== SUPPLIED INFORMATION

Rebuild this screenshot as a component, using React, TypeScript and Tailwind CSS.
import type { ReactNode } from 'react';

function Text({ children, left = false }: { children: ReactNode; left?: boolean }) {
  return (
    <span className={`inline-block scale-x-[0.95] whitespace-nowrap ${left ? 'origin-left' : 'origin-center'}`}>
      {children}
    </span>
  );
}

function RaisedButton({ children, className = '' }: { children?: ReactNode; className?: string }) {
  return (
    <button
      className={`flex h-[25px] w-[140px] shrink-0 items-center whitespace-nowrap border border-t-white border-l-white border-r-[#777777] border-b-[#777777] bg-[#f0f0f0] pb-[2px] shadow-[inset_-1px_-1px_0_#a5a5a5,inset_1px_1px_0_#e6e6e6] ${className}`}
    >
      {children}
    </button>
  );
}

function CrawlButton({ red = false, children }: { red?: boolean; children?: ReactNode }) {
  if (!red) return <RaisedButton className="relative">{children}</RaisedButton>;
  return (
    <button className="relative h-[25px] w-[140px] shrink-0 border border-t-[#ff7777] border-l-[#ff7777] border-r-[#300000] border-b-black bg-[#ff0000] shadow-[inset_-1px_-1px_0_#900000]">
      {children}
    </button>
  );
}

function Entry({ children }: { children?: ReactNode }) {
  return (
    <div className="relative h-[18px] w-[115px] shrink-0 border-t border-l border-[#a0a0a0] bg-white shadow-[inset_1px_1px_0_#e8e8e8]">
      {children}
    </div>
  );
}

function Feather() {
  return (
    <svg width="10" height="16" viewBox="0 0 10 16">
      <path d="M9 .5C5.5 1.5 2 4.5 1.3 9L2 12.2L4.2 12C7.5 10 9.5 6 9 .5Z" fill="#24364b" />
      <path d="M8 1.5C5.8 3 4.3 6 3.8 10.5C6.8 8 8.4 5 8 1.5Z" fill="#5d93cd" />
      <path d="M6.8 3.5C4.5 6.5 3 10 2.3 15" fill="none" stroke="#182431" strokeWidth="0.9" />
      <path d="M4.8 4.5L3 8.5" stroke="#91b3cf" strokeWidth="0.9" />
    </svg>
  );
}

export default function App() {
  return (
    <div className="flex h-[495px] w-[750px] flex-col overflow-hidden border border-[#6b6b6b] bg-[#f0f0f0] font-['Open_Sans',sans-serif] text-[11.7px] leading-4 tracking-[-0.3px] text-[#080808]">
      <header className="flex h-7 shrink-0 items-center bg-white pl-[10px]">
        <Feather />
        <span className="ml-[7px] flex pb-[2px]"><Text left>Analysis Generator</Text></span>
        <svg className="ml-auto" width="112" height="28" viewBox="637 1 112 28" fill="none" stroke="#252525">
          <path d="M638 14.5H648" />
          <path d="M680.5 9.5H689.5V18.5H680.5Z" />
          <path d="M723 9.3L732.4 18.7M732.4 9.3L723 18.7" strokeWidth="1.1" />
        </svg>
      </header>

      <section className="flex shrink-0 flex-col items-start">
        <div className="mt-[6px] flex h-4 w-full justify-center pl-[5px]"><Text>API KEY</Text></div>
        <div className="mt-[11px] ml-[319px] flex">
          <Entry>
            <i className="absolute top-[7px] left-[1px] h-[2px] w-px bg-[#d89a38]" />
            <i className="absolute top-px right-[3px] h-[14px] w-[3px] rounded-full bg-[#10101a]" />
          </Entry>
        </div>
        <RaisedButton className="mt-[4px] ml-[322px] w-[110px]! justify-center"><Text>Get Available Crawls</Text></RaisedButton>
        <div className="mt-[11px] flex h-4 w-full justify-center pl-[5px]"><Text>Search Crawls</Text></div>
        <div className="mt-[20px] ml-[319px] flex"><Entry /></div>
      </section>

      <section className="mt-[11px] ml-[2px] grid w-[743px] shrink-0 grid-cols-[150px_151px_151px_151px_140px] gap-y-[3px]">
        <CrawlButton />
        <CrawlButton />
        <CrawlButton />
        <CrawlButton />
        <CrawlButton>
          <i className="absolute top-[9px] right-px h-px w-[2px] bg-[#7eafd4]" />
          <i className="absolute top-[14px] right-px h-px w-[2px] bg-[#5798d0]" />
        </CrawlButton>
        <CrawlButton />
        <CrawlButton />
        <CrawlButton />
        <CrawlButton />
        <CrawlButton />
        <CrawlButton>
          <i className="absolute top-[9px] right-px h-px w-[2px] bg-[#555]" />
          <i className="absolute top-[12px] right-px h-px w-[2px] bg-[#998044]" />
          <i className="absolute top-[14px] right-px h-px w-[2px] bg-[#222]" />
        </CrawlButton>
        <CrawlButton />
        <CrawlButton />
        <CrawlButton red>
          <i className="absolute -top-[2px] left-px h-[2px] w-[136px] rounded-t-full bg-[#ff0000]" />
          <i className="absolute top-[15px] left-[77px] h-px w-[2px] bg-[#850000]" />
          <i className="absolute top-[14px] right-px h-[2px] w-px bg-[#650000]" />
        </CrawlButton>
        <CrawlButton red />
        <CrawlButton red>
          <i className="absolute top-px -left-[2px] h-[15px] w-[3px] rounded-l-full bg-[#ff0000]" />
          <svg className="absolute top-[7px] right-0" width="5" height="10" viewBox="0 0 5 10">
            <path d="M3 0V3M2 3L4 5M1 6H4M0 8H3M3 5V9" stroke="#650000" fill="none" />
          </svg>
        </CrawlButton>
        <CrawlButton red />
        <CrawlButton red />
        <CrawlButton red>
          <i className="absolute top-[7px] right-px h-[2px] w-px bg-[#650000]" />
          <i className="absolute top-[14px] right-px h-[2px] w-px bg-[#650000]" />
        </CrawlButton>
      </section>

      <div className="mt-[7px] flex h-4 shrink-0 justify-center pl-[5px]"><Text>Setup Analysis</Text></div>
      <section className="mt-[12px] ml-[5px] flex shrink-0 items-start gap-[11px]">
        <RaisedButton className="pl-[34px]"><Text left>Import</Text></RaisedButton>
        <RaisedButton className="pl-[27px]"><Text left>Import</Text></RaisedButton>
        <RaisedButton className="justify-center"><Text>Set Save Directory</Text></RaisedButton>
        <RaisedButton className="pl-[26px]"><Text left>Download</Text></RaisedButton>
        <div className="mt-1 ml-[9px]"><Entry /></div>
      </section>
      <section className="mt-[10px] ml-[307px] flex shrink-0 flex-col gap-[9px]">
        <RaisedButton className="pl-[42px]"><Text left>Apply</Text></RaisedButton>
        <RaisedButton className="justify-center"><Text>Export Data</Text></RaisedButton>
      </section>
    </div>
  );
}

====
== SUPPLIED INFORMATION

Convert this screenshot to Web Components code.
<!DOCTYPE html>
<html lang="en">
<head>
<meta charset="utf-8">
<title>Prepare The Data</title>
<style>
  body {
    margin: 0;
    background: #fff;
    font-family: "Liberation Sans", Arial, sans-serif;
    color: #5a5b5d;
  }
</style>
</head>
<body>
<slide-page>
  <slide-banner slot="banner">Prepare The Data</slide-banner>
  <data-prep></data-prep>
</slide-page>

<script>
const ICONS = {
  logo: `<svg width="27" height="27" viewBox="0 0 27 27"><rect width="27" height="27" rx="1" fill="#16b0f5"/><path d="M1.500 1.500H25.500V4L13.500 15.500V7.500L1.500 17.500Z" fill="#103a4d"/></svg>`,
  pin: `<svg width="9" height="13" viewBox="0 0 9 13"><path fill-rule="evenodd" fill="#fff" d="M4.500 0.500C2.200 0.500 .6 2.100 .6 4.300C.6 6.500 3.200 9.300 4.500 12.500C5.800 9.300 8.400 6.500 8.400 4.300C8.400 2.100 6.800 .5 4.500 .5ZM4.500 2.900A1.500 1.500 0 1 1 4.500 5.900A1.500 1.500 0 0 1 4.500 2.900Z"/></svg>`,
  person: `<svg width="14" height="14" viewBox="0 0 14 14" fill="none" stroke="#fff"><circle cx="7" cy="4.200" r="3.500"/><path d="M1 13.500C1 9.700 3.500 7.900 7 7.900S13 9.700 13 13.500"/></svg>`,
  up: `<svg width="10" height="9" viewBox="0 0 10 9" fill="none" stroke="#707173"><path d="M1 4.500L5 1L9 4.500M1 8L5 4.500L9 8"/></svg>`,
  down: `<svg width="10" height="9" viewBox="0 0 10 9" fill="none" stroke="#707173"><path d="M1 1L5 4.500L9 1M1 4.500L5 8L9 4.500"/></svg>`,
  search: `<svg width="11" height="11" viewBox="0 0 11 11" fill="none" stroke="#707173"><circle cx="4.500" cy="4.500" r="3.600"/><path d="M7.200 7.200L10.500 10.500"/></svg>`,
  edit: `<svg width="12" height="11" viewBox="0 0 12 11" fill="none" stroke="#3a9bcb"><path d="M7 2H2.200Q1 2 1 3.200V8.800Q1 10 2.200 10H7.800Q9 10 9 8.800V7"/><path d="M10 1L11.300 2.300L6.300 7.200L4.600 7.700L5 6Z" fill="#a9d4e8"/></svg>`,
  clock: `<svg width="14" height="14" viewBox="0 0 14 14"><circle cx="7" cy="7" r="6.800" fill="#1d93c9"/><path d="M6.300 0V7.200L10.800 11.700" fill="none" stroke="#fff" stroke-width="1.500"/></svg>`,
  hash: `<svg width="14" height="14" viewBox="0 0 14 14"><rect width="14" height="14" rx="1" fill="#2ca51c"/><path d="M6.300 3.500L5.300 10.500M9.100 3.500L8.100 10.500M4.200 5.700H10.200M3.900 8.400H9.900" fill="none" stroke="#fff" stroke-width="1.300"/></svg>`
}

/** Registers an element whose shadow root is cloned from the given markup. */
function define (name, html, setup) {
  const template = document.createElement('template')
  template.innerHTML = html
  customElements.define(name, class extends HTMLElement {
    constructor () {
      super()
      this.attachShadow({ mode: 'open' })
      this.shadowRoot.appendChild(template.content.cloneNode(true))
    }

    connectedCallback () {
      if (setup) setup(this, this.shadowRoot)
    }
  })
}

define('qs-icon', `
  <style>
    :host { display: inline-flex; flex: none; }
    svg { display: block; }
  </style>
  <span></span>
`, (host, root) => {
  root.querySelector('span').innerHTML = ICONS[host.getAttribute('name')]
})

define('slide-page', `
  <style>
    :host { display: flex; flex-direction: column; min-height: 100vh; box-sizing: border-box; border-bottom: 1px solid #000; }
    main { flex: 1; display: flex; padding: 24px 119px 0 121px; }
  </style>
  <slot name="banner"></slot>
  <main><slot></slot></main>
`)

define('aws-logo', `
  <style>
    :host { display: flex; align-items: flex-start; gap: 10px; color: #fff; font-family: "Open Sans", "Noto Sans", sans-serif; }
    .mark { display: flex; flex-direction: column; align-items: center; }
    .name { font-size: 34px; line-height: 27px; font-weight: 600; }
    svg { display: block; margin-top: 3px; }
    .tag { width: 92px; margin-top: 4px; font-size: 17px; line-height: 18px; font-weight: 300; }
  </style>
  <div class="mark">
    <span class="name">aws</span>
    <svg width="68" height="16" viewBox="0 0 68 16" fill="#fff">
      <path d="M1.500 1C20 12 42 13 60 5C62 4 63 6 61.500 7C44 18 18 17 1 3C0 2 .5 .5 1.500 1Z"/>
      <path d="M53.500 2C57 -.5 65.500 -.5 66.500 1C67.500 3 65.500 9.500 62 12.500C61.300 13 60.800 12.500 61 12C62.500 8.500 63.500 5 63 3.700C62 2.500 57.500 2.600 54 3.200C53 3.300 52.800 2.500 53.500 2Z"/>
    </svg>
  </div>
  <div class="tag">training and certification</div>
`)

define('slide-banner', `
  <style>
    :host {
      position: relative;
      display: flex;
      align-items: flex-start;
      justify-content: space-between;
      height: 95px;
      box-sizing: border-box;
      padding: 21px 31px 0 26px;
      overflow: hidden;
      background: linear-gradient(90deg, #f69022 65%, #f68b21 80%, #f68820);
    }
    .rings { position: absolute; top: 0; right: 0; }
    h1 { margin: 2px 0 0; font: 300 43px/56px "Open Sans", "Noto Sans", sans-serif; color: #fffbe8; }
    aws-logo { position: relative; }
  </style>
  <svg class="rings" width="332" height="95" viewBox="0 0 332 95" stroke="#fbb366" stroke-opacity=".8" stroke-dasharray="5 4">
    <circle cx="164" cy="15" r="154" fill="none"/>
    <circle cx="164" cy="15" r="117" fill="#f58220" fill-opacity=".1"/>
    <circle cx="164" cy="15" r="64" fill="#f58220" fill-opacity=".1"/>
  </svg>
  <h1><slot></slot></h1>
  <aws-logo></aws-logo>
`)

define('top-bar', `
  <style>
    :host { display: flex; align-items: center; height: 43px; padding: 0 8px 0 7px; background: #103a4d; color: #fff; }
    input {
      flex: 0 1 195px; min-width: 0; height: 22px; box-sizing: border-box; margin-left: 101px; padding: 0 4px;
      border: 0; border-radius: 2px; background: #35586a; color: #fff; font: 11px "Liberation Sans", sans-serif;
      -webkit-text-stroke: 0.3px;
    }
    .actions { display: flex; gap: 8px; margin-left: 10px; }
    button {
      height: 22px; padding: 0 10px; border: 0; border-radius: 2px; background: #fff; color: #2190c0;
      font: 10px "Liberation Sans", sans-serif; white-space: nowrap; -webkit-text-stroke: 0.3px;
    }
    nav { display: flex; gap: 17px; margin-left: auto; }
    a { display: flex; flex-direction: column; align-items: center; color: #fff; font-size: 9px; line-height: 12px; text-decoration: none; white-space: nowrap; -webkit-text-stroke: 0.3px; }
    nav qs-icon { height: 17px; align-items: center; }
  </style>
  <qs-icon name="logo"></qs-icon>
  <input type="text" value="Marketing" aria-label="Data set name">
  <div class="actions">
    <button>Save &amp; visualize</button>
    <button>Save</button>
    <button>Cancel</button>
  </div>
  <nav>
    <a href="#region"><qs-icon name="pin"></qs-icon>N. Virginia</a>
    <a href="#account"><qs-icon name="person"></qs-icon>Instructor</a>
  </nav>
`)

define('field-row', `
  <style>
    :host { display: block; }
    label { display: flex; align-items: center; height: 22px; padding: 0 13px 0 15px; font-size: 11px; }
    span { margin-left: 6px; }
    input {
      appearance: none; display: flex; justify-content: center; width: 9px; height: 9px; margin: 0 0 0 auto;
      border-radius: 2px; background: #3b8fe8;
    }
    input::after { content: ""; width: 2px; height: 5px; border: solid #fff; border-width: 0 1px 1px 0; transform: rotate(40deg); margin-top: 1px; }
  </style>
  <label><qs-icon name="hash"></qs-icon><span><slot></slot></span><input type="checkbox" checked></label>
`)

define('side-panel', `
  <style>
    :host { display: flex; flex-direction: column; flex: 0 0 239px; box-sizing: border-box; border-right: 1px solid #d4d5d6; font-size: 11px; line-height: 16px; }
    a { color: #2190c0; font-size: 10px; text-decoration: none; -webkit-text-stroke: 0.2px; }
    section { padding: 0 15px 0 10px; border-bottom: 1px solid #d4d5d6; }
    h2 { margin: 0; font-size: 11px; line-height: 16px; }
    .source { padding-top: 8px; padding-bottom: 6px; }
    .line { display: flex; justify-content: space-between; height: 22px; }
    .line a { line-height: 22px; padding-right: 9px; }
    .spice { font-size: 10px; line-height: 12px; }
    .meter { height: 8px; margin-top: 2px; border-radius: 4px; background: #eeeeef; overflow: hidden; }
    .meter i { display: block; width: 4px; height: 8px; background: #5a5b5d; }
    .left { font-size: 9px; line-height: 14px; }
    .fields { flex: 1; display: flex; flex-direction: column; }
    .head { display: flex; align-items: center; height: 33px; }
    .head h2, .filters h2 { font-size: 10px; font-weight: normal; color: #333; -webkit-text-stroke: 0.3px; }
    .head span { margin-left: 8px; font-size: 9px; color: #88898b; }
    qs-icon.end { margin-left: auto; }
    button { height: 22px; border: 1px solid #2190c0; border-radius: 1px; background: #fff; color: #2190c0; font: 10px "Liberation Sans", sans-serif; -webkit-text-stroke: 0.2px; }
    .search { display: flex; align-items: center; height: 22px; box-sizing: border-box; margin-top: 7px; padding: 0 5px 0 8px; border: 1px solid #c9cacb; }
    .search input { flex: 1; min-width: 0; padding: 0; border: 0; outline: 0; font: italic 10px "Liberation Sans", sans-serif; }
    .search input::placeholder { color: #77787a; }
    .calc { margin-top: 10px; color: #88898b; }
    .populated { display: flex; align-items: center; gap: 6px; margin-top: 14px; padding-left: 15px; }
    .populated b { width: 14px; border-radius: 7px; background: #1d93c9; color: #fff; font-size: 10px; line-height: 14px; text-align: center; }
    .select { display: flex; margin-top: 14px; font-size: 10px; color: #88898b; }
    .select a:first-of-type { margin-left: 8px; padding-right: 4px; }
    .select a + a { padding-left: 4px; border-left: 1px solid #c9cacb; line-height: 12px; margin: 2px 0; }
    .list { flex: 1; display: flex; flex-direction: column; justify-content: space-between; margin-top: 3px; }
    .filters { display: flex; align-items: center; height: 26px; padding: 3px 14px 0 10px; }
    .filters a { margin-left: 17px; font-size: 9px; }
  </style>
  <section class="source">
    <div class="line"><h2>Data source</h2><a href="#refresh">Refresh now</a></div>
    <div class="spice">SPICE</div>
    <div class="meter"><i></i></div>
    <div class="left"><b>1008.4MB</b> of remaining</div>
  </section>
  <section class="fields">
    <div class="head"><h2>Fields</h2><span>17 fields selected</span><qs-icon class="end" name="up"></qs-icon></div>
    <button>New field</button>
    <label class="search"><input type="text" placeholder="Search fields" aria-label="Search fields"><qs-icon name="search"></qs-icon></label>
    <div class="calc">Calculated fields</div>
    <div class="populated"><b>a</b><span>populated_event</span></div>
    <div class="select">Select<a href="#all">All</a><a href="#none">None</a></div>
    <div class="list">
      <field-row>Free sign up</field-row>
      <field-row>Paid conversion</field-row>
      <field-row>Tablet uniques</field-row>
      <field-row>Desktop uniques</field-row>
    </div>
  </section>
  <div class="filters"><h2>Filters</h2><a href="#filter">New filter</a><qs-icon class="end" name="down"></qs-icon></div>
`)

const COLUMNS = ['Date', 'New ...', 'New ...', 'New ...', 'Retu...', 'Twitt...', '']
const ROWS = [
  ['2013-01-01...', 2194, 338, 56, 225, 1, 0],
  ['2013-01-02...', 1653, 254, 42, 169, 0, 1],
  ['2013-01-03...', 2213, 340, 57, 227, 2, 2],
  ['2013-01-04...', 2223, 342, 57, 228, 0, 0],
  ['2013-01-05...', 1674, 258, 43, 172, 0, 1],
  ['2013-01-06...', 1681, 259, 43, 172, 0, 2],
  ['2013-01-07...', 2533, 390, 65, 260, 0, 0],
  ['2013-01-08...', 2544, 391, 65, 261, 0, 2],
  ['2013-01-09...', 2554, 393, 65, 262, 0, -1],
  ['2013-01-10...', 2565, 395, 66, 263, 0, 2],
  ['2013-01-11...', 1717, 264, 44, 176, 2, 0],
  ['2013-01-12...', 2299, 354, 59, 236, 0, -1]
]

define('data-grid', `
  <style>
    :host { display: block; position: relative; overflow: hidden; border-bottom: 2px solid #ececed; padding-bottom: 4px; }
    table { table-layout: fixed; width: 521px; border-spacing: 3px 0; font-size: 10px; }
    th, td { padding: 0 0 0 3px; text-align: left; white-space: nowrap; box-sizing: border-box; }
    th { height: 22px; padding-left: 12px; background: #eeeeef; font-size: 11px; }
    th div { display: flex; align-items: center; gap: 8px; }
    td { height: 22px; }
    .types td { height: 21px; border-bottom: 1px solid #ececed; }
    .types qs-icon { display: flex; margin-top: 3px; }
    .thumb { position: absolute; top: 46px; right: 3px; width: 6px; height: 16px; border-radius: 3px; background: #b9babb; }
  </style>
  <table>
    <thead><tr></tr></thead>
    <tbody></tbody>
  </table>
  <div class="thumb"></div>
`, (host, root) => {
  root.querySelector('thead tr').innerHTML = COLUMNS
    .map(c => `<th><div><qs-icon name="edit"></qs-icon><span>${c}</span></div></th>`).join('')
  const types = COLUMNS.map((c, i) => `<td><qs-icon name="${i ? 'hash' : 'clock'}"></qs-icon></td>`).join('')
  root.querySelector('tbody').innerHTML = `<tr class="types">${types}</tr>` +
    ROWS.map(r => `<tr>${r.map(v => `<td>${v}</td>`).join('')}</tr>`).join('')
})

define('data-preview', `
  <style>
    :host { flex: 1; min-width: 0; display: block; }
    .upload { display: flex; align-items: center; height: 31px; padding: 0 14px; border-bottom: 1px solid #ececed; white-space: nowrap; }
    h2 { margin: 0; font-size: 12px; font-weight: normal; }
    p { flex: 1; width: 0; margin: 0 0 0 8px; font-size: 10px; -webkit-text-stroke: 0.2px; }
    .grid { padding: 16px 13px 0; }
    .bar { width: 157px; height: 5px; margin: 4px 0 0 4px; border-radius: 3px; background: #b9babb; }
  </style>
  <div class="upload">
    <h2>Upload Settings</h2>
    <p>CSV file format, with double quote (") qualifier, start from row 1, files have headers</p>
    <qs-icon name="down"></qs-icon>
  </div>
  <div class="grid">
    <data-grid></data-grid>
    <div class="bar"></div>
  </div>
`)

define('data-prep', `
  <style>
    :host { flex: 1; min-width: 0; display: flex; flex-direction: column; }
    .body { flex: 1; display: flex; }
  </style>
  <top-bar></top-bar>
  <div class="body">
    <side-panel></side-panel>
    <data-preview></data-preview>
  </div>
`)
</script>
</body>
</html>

====

- _WHAT YOU SHOULD DO_
Begin at the line that has "Convert this screenshot" in the entries above; stop after the line that has "</slide-page>". Transcribe exactly those lines and no others.

- _SOLUTION TO THIS EXERCISE_
Convert this screenshot to Web Components code.
<!DOCTYPE html>
<html lang="en">
<head>
<meta charset="utf-8">
<title>Prepare The Data</title>
<style>
  body {
    margin: 0;
    background: #fff;
    font-family: "Liberation Sans", Arial, sans-serif;
    color: #5a5b5d;
  }
</style>
</head>
<body>
<slide-page>
  <slide-banner slot="banner">Prepare The Data</slide-banner>
  <data-prep></data-prep>
</slide-page>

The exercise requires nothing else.